Notice the corrupting impact of the EPO paying vast amounts of money to a PR firm. Many people are often presumed to be on Battistelli’s payroll.

Speaking for myself (personally), I have been rather disappointed with IP Kat‘s coverage about the EPO as of late. There’s omission of so many important stories and developments. When was the last time IP Kat and notably Merpel even touched the EPO scandals? Maybe Battistelli got his way after he threatened some bloggers. They’re silent on it all. Several months ago I confronted IP Kat over its deletion of (refusal to approve) comments about the EPO, after people had reported this to me.

There is more UPC promotion in IP Kat these days than there is a mention of Battistelli and his latest scandals. And look who’s behind all the UPC promotion. It’s usually the Bristows staff. Where does UPC promotion come from? Those who would gain from UPC. Now that the UK is under a de facto coup (from EPO management, patent lawyers, and other opportunistic profiteers) we need the voice of opposition to at least be aired somewhere and that somewhere is not IP Kat.
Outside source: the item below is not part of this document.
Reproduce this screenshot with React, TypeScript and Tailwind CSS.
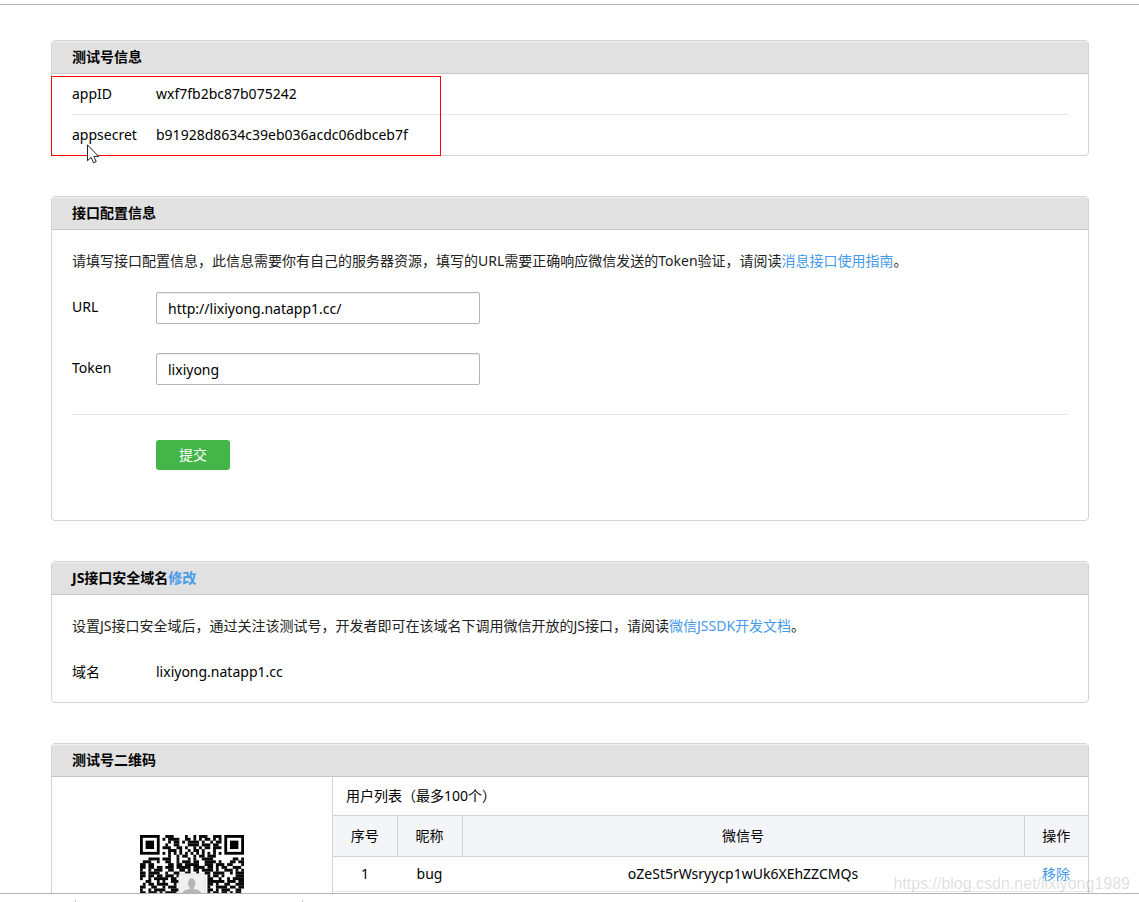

It has become increasingly clear over time that not only is the UPC orthogonal to the interests of European citizens but one should also regard it as an active danger to anyone including those who work for the EPO as patent examiners. As for patent lawyers, the benefits of the UPC may depend on the kind of clients they have. But whether the clients are large or small, and whether they use patents offensively or defensively, the legal fees are still unavoidable, thus for a lawyer it is important to have as much patent confrontation as possible. This, except patent applications (sought in an aggressive/defensive atmosphere), is what ‘brings home the bacon’, so to speak. If the UPC causes more legal uncertainty and makes it more affordable to go to court even on a tight budget, then it means more legal action overall, hence more business to patent lawyers.